Allen had originally run his model predictions in 1999, and forecast that 2001-10 temperatures would be about a quarter of a degree higher than the baseline of Sep 1986 – Aug 1996. When he came back and compared his numbers with the actual temperatures, he can up with a pretty close fit. Indeed, HADCRUT4 shows an increase of 0.27C.

As I pointed out at the time, though, much of this increase had actually occurred between 1986 and 1996,  and by 1999, when the original paper was published, temperatures had already exceeded his forecast of an increase of 0.25C. There was also the issue of Pinatubo, which had depressed temperatures during the baseline period. My full review is here

 

However, there are two specific points that I want to expand on today.

 

1) In his recent review of the original forecast, Allen states:-

This forecast provided support for the 2001 IPCC report 10 , which stated that “anthropogenic warming is likely to lie in the range 0.1–0.2 °C per decade over the next few decades”.

 

This forecast, of course, lies well below most other predictions. In their letter to me, DECC state categorically:-

“However, the weight of evidence continues to indicate that climate sensitivity is very likely between 2C and 4.5C, with a best estimate of 3C”.

So why do they quote a much lower prediction from Myles Allen?

 

2) Allen also states:-

Even if temperatures for the decade 2007–2016 remain no higher than those for the decade 2002–2011, the 1999 forecast would still not be falsified at the 10% confidence level. However, it would no longer be substantially better than the random walk. “

  

In other words, although the predictions would just about hang on at the bottom of the range of uncertainty, they would not be significantly more meaningful than the random set. (The range of uncertainty by 2010, is about 0.40C!)
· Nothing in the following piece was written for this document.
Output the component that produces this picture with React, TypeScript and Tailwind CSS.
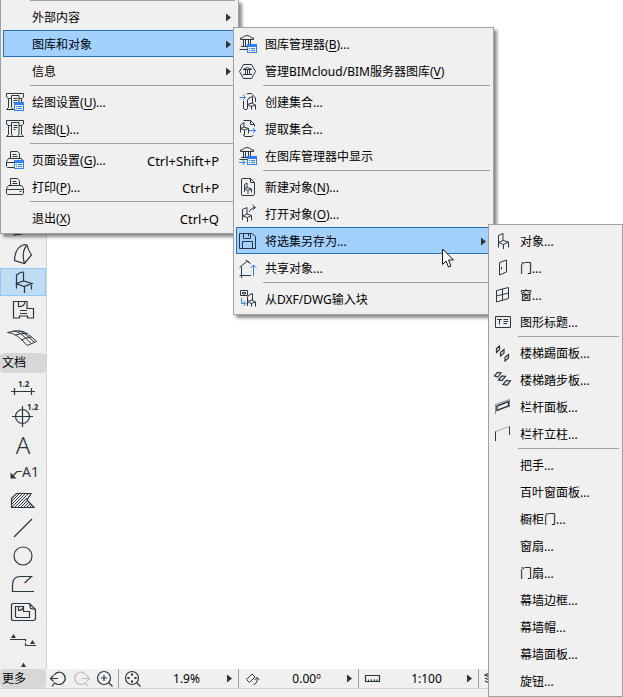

So how do the latest numbers compare with 2002-11?

  

Temperature Anomalies – Centigrade

  HADCRUT4 RSS
2002-11 0.481 0.261
Current 10-Year Average 0.474 0.240
Last 12 Month Average 0.471 0.254

 

 So, both current temperatures and 10-Year averages are actually slightly lower than 2002-11. With just three years to go, it seems unlikely that the 2007-16 will alter this position drastically.

 

So it appears increasingly likely that even this model, which is very much at the lower end of the range of predictions, will soon be invalidated.

I don’t know what planet our politicians are living on, but it certainly is not this one.

 

 

References

Test of a decadal climate forecast – Myles Allen

http://www.inference.phy.cam.ac.uk/sustainable/refs/climate/ngeo1788.pdf

3 Comments
  1. June 29, 2013 6:53 pm

    The problem is that our politicians can have “the wool pulled over their eyes” by what the climate scientists and aren’t really capable of questioning what they are told.
    They daren’t question what they are told in case they are made to look foolish.
    It is much easier and safer to believe the “consensus” since that doesn’t involve any risk to themselves.

  2. Brian H permalink
    June 29, 2013 7:05 pm

    The vast bulk of the atmosphere is composed of N2 and O2, non-radiative non-GHGs. They are unable to dispose of sensible heat except through evaporative loss from the top of the atmosphere. Only GHGs can radiate energy to space. Hence, in their absence, the atmosphere would heat until it could “boil” away enough mass to counterbalance solar irradiation.

    Hence GHGs are cooling agents which preserve atmospheric mass. The Warmist (and Luke-warmist) positions are 180° wrong. As usual.

    • Scott Scarborough permalink
      June 30, 2013 4:58 am

      Gases can be heated by convection and conduction as well as radiation. And all substances radiate if they are above absolute zero so the entire atmosphere radiates to space.